Skerrit's Big Budget
Government presented its budget for the Fiscal Year 1 July 2019 to 30 June 2020 in late July 2019. But analysts asked, where the revenue side of the budget is and where the money will come from.
"Is that real or imagined?" asked government critic Athie Martin. "That's not a real budget." Martin's concern was that the projected expenditure was made available without the income projections.
What Skerrit took before parliament was the country's first billion-dollar budget, EC$538,387,527 of which is recurrent and EC$481,786,018 in total capital. This year's projected expenditure of $1,020, 64,545 is $42 million higher than last year's budget of $978 million.
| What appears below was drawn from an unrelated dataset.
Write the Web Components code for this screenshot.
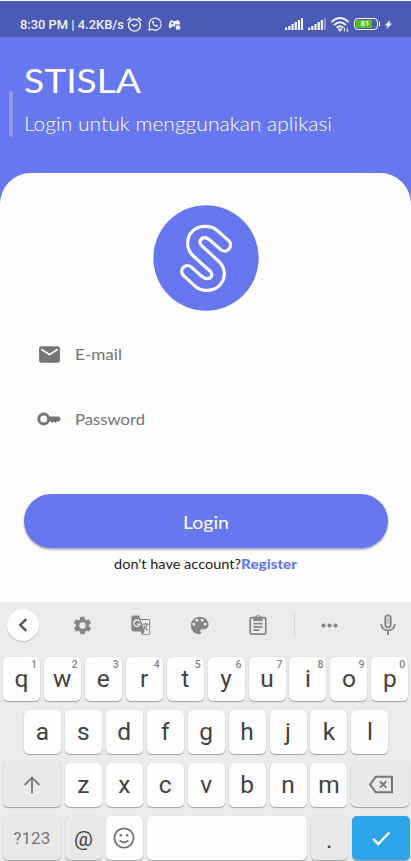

While it is still the largest recipient of the capital budget by a country mile, the ministry of public works, water resources and ports is getting less money this year ($167.7 million) than the $188 million it had been allocated last year. The ministry of housing and lands with $77 million, the ministry of trade, energy and employment ($54.7 million) and the ministry of the environment ($44 million) are among the other major recipients. Tourism and culture is being allocated just $9.7 million, less than the $10.6 that goes to the ministry of ecclesiastical affairs, family and gender affairs.
Gregor vs Lennox: Let the battle begin
Opposition Leader Lennox Linton and Gregor Nassief, the proprietor of Secret Bay Development Ltd. and Secret Bay Residents Ltd. Were apparently heading to court in 2019.
Nassief and Linton have exchanged letters from their lawyers over what Nassief, through his lawyers de Freitas, de Freitas and Johnson allege are defamatory statements made on the Hot Seat Radio Talk Show on Q95FM on Tuesday 3rd September 2019.
Best World Creole Music Festival
Dominica enjoyed its best World Creole Music Festival in two decades. The 2019 version include Jamaican Reggae artiste Buju Banton as the headline act who reportedly received almost three quarter million dollars.
Agriculture begins US$ 25 million project
Still suffering from the storm that destroyed almost all farm production, the agricultural sector received a big boost in 2019 with the official opening of an EC$68 million project.
Funded by the World Bank and called the "Dominica Emergency Agricultural Livelihoods and Climate Resilience Project" (DEALCRP), the programme hopes to restore the damage caused by Hurricane Maria in September 2017.